The problem =
Return all lines where the word "this" can be found.
^^^^
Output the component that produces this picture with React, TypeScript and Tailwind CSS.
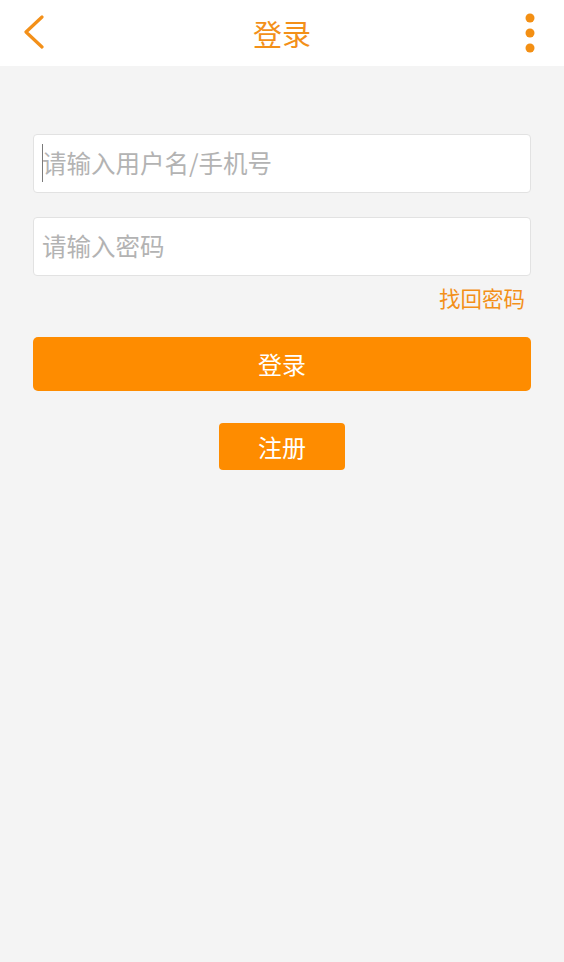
const orange = 'text-[#f39019]'

function BackIcon() {
  return (
    <svg width="24" height="36" viewBox="0 0 24 36" fill="none">
      <path d="M19 2 L3 17 L19 32" stroke="#f39019" strokeWidth="3.2" strokeLinecap="round" strokeLinejoin="round" />
    </svg>
  )
}

function MoreIcon() {
  return (
    <svg width="12" height="42" viewBox="0 0 12 42" fill="#f38f13">
      <circle cx="6" cy="6" r="4.5" />
      <circle cx="6" cy="21" r="4.5" />
      <circle cx="6" cy="36" r="4.5" />
    </svg>
  )
}

function TextField({ placeholder, caret }: { placeholder: string; caret?: boolean }) {
  return (
    <div className="relative h-[59px] bg-white rounded-[4px] border border-[#e2e2e2] flex items-center pl-[8px]">
      {caret && <span className="absolute left-[8px] top-[9px] h-[38px] w-px bg-[#7a7a7a]" />}
      <span className="text-[24.5px] text-[#b3b3b3] leading-none">{placeholder}</span>
    </div>
  )
}

export default function App() {
  return (
    <div
      className="w-[564px] h-[962px] bg-[#f4f4f4] flex flex-col"
      style={{ fontFamily: '"Noto Sans CJK SC", "Noto Sans", sans-serif' }}
    >
      <header className="relative h-[66px] bg-white flex items-center justify-between pl-[23px] pr-[28px]">
        <BackIcon />
        <h1 className={`absolute inset-x-0 text-center text-[29px] leading-none pointer-events-none ${orange}`}>登录</h1>
        <MoreIcon />
      </header>

      <main className="px-[33px] pt-[68px] flex flex-col">
        <TextField placeholder="请输入用户名/手机号" caret />
        <div className="h-[24px]" />
        <TextField placeholder="请输入密码" />
        <div className="h-[61px] flex justify-end pr-[6px] pt-[11px]">
          <span className={`text-[21.5px] leading-none ${orange}`}>找回密码</span>
        </div>
        <button className="h-[54px] rounded-[5px] bg-[#fe8c00] text-white text-[24px] leading-none">
          登录
        </button>
        <div className="flex justify-center pt-[32px]">
          <button className="w-[126px] h-[47px] rounded-[4px] bg-[#fe8c00] text-white text-[24px] leading-none">
            注册
          </button>
        </div>
      </main>
    </div>
  )
}
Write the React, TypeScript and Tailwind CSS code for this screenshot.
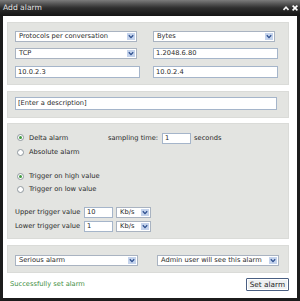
^^^^
Exercise answer =
Output the component that produces this picture with React, TypeScript and Tailwind CSS.
Write the React, TypeScript and Tailwind CSS code for this screenshot.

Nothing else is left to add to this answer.